Un enthousiasme populaire pour l’accueil de cette proclamation
Ce n’était pas l’indépendance, mais la proclamation d’une République Autonome dirigée par un gouvernement autochtone constituait une réforme non négligeable que la population a accueillie avec bonheur. La pluie qui s’est mise de la partie le soir n’a pas douché l’enthousiasme de mise dans les bals populaires sur les places publiques pour fêter l’événement. Cette adhésion de la population au système républicain ne s’est pas démentie par la suite. Les années suivantes, la Fête de la République du 14 Octobre et la Fête Nationale (!) du 14 Juillet ont rivalisé d’importance par des liesses populaires sans que la célébration de l’une ait jeté de l’ombre sur celle de l’autre. 
La valeur de l’Indépendance dans l’affect a peut-être atténué l’importance accordée à l’avènement de la République, de façon inconsciente le peuple et les dirigeants ont peu à peu perdu avec le temps le sens des valeurs que conjugue l’esprit républicain, sans pour autant parvenir à assumer toutes les obligations inhérentes aux responsabilités d’une indépendance. Les résultats dénoncent la vanité d’une fierté sans sens de responsabilité. 
Le retour à faire du 14 Octobre un jour insigne, serait inutile s’il ne s’agit que d’un anniversaire à fêter de façon superficielle même avec les artifices de cérémonies à l’avenant. Le 14 Octobre gagnerait à servir de référence grâce à cette République qui en est le sujet, elle prêterait surtout à une occasion de réflexion et de rappel sur les valeurs qu’elle draine et que peuple et dirigeants ont tendance à occulter dans leurs occupations quotidiennes, alors qu’elles doivent être une préoccupation de chaque instant dans la réflexion et dans la réalisation de toutes les actions particulièrement du domaine public.
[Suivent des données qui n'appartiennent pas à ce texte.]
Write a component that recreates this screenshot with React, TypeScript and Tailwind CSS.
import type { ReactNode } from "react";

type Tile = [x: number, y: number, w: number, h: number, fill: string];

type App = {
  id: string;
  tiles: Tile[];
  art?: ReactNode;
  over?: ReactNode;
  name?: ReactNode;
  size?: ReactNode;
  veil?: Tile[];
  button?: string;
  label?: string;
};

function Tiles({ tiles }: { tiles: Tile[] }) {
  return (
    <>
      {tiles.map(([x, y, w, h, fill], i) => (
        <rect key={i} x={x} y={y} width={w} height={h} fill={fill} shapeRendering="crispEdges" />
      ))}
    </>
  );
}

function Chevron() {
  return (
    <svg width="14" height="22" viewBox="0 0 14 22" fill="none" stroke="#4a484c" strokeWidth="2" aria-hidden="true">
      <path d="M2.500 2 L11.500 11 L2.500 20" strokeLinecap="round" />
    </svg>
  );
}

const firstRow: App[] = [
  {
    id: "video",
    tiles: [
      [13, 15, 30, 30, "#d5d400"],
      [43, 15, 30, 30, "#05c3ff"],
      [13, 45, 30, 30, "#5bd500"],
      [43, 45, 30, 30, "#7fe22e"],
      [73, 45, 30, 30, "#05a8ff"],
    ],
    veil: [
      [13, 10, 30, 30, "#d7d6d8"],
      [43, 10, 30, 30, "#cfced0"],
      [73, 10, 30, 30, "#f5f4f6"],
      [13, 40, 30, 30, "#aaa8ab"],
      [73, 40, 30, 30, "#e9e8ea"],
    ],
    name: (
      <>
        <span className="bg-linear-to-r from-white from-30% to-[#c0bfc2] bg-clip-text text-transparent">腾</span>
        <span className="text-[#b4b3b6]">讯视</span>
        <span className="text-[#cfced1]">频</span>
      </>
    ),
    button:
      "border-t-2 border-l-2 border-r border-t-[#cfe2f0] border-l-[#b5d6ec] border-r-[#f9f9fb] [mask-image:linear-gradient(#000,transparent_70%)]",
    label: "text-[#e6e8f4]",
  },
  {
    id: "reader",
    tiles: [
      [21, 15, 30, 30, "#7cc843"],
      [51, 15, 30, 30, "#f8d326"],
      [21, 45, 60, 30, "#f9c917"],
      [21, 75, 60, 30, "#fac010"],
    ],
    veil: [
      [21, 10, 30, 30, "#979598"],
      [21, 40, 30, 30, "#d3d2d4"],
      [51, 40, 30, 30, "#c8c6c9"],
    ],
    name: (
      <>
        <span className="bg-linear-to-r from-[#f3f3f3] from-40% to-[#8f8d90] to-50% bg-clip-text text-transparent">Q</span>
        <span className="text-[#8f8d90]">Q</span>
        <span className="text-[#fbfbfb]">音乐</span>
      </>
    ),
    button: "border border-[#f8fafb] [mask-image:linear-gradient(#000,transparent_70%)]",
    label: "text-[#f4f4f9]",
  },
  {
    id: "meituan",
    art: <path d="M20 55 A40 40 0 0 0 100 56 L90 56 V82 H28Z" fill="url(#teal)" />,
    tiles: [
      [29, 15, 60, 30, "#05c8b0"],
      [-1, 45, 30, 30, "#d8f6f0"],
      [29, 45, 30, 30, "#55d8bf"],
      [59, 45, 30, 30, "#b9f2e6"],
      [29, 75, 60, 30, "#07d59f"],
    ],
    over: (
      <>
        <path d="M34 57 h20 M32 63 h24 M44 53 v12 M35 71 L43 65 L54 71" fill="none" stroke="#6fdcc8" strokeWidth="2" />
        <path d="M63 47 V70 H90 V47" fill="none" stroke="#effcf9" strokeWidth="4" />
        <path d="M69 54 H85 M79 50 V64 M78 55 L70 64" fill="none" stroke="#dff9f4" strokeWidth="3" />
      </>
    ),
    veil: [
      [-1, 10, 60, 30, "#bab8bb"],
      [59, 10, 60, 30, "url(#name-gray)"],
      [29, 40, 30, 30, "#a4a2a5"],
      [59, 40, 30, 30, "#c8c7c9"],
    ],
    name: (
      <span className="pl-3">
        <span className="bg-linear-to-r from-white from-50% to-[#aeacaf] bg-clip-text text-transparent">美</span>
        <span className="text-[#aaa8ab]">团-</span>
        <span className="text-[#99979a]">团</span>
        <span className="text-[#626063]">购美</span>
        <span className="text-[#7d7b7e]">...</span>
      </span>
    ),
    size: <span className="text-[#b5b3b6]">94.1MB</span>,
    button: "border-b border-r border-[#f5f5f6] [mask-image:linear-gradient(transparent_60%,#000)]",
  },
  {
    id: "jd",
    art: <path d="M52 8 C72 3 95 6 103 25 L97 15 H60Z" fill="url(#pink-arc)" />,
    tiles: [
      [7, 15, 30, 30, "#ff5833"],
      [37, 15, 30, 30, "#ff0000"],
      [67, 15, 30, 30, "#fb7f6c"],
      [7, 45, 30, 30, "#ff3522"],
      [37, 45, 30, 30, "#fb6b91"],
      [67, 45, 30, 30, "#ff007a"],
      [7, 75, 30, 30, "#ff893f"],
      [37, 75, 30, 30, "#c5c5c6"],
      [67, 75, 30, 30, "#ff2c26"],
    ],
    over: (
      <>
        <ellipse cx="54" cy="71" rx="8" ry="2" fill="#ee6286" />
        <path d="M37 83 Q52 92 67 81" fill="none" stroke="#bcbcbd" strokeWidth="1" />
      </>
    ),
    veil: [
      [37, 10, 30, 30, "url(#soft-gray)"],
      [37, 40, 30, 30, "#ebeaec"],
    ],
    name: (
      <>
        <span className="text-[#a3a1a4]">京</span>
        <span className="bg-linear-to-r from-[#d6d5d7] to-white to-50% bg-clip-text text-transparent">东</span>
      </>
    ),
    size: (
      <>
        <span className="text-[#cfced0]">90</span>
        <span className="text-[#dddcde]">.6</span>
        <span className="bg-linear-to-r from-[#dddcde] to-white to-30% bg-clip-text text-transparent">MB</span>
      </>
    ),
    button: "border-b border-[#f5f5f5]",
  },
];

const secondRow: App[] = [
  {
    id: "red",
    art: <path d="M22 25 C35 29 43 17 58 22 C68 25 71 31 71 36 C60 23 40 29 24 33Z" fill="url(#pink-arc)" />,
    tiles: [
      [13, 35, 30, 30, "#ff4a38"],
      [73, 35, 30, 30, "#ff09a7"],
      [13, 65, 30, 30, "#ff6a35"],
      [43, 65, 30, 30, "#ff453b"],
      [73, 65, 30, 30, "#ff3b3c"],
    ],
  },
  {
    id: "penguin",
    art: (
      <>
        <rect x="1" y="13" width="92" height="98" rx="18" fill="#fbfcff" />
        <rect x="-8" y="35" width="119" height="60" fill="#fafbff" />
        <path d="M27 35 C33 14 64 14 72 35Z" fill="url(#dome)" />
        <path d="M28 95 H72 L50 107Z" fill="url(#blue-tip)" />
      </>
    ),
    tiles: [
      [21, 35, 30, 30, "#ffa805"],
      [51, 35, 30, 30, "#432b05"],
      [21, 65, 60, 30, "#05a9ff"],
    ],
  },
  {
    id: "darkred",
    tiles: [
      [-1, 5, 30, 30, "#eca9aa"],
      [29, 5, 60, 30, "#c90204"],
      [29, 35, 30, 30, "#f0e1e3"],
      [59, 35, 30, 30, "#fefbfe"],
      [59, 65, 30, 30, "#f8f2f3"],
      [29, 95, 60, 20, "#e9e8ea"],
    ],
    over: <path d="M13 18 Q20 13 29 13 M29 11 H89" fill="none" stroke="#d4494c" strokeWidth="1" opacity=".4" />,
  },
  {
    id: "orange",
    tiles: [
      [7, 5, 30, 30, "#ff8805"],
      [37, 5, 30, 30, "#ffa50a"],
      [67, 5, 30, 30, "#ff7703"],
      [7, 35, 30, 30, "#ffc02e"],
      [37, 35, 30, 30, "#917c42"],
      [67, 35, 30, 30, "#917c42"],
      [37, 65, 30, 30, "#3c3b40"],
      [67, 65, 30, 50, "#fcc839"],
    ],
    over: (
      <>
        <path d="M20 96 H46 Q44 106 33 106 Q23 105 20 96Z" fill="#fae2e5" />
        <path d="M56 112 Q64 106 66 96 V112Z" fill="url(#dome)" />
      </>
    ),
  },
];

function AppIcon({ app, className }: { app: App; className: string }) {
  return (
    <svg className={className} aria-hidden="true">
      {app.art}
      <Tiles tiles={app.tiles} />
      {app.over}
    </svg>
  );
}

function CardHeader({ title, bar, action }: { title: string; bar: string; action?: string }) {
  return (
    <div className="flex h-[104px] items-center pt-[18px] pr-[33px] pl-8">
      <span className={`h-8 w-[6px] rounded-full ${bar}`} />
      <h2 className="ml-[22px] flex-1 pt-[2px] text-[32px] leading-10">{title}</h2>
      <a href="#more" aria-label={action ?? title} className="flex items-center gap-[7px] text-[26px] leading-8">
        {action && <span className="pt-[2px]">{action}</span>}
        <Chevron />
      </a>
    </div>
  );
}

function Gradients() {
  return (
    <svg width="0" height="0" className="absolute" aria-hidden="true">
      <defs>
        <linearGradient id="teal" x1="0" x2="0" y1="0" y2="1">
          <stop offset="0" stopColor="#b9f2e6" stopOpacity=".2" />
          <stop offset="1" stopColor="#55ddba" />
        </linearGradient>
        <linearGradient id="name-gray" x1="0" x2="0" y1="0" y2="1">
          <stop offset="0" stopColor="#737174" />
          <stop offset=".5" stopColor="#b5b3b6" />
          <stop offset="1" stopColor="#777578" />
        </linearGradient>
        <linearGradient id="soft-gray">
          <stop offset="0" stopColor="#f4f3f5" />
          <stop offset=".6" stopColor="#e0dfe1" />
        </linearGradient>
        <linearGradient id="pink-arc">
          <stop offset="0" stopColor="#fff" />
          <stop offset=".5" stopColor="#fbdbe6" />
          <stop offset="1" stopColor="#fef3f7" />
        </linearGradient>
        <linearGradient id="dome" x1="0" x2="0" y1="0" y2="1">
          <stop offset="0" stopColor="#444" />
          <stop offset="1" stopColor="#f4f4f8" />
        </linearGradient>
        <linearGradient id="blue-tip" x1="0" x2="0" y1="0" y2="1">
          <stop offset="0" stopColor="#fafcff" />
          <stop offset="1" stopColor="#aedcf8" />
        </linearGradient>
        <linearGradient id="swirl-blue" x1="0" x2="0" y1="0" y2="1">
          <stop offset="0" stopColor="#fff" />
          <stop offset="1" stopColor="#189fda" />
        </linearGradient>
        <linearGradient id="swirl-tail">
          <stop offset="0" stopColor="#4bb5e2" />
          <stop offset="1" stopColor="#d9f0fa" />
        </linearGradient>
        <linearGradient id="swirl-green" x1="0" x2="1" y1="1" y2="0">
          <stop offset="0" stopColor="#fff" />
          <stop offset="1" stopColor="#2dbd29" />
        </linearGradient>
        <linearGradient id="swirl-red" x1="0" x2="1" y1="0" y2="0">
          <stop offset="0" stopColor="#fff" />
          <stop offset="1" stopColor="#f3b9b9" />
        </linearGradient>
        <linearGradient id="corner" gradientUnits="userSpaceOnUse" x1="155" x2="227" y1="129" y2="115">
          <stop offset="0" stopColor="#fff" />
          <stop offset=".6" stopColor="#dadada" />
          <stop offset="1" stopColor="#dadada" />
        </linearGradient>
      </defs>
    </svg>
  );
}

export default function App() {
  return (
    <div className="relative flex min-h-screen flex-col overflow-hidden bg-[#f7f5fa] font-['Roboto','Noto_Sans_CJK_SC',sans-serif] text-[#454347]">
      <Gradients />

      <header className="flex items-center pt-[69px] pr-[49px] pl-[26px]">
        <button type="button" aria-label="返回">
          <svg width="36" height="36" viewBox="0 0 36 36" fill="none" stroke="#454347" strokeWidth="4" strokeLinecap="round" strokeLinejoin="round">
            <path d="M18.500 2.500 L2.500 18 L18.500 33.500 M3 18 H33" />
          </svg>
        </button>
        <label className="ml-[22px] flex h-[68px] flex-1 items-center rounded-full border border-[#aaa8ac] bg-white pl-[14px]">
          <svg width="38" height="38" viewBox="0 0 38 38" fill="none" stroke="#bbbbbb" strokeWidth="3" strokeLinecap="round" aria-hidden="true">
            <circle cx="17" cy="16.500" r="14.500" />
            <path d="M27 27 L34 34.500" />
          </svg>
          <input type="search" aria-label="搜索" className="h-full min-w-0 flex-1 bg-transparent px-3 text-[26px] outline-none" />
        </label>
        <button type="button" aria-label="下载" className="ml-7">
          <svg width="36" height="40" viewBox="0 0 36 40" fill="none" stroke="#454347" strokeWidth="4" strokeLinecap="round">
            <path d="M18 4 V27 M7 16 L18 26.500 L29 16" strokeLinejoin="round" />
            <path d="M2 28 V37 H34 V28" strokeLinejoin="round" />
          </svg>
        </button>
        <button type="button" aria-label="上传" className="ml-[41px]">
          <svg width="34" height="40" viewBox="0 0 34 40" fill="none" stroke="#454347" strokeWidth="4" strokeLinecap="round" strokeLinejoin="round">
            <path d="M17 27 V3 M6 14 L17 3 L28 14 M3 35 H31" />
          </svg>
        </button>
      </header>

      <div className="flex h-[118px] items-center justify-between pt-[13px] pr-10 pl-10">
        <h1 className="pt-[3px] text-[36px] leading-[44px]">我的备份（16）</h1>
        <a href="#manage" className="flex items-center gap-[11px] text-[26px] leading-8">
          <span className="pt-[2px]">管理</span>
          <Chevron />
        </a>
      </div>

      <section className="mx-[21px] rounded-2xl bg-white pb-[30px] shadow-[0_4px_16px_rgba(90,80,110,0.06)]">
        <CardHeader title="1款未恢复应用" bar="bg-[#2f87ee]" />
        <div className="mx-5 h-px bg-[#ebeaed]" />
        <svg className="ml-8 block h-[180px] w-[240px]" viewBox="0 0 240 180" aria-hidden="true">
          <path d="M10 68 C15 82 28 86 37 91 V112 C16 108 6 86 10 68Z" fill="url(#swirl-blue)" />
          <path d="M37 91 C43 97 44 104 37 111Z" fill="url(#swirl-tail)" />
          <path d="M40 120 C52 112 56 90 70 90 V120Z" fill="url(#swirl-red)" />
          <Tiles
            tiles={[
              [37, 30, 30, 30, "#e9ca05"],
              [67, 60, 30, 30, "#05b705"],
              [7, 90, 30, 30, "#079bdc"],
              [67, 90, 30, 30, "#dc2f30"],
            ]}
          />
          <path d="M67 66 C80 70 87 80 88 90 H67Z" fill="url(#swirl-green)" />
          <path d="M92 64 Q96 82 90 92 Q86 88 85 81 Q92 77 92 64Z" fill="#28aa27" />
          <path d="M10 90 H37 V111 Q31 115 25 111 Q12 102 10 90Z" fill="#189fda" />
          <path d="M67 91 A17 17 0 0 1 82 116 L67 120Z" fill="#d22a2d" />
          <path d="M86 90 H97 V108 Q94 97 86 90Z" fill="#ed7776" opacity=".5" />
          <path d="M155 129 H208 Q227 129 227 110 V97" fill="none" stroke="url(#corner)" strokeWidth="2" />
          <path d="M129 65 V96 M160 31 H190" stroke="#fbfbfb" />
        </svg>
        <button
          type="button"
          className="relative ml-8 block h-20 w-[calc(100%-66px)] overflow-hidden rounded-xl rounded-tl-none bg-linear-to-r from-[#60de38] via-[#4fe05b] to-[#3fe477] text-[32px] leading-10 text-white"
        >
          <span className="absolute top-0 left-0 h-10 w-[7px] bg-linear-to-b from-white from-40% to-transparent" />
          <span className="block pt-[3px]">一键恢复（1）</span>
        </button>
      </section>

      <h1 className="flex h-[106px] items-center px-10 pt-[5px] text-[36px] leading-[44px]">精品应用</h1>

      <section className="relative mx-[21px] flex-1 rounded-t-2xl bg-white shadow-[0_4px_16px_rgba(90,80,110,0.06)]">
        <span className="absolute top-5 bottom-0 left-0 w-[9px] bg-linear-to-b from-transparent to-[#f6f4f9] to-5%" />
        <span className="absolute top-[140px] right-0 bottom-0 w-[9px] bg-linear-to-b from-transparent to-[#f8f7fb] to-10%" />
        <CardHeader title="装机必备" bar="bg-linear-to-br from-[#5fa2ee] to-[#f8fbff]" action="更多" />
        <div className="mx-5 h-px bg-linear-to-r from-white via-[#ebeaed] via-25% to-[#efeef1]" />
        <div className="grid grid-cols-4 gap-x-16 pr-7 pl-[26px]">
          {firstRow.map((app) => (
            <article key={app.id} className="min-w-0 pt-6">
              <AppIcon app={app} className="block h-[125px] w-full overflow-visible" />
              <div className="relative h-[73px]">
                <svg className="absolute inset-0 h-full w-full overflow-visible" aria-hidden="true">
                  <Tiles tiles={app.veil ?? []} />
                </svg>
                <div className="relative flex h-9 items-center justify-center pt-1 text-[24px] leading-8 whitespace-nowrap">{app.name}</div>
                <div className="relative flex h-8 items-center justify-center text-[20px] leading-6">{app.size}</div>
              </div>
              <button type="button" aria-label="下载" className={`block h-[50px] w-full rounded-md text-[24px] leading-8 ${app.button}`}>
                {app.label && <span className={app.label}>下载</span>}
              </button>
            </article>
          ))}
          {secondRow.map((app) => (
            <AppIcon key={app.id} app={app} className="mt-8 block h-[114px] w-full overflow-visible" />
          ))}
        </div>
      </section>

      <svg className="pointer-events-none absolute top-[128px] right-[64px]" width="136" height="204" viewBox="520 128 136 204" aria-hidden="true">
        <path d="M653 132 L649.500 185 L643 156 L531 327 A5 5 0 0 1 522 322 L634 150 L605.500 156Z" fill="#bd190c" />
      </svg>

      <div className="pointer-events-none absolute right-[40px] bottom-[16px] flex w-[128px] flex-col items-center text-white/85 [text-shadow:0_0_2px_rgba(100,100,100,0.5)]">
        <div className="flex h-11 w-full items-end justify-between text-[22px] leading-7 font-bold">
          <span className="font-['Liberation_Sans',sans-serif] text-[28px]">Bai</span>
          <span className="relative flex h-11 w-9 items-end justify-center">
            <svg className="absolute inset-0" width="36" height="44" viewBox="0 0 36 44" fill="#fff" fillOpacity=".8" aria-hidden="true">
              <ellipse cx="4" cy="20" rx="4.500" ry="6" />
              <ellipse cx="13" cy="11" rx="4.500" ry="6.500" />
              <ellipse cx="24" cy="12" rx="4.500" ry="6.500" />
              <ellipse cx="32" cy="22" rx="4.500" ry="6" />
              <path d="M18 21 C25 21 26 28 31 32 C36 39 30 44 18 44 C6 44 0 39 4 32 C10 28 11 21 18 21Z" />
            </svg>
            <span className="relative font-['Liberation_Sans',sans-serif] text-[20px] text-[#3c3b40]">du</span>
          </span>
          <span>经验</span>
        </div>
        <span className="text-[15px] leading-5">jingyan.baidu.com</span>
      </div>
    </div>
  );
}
1958 et 2013, pour le 14 Octobre à chacun son mérite
Le 14 Octobre 1958 aurait pu être une Renaissance de la nation malgache. Il n’en fut pas ainsi, les tâtonnements par le passage dans diverses crises successives ne sont pas probants d’un âge adulte lorsqu’aucune solution ne se dégage de ces expériences pour garantir des lendemains sans reproduction des mêmes schémas. Pourquoi ? Réciter façon Prévert une liste des tares et dérives serait sûrement confondant, sans être pour autant d’une grande efficacité pour vaincre les travers. Positiver par référence à des repères serait peut-être plus productif. Refaire naître les valeurs maîtresses d’une République constitue le mérite de cette décision de 2013. Que de gens par ce rappel sont invités à battre coulpe. 
Comment réinsérer ces valeurs dans la pratique de la vie publique autant que dans la mentalité populaire ? Telle se pose la question essentielle ? Cette première expérience du retour du 14 Octobre pèche par un vide de signification, la précipitation de la décision comme s’il s’agit d’une autre improvisation pénalise d’une impréparation la célébration. Quelle que soit l’option faite pour marquer cette date, des cérémonies en grandes pompes ou des manifestations pour populariser le sens, afin d’y apporter l’efficacité recherchée, la « fête » nécessite que l’on y pense à l’avance. Les spectacles juste bons pour faire impression superficiellement ne valent pas la chandelle d’avoir mis le 14 Octobre au goût du jour.
Echec de l’expérience de la célébration 2013
La population n’a pas spécialement fait la fête le 14 Octobre 2013. Aucun signe dans les rues en ville ni aux champs dans les campagnes, n’exprimait qu’il s’agissait d’un jour de fête. Seuls les travailleurs salariés des grandes boites ont bénéficié de cette journée sans obligation d’aller au bureau ou à l’usine. Des pouvoirs publics, ni cérémonie officielle, ni message à la population. La population en avait sans doute pourtant besoin, c’est que les gens pour la plupart d’entre eux semblaient relier la date à de vagues références sans pour autant comprendre les raisons du retour à vouloir marquer cet événement et encore moins en saisir l’importance. « Manta vary indray mandeha… » Ce n’est pas pour avoir mal cuit une fois le riz que l’on va casser la grande cuillère. Le raté de cette année servira de leçon : rien ne réussit naturellement sans effort, les improvisations qui recueillent succès sont celles qui ont fait l’objet de réflexion et préparation. 
Le rattrapage de cette expérience ratée promet bien de difficultés. L’occasion de le faire se trouve très rapprochée dans le temps. Les critiques violentes lors de l’adoption de la décision décrétant fériés le 14 Octobre et le 11 Décembre jour anniversaire de la promulgation de la Constitution de la 4ième République. Faire plus que pour le 14 Octobre prêterait le flanc à confirmer les soupçons quant à s’être servi du 14 Octobre comme prétexte à célébrer une République qui n’a pas encore commencé à être. S’abstenir et laisser venir, risque de donner des arguments à propos d’une prétendue désaffection de la population. Les circonstances d’un entre-deux-tours menacent d’une grande tension. Les campagnes menées par les deux candidats qualifiés pour le deuxième tour annoncent un climat tendu, l’un n’épargnera rien à l’autre et réciproquement. Bonjour l’ambiance si d’autres éliminés au premier tour viennent à contester les résultats. Il n’est pas certain que même parmi les candidats prétendant à exercer le pouvoir suprême il n’y en ait pas l’une ou l’autre à oublier le respect que l’on doit aux résultats d’une consultation populaire. Vivement que l’on tienne à maintenir le 14 Octobre comme une fête, et que vivent les valeurs républicaines.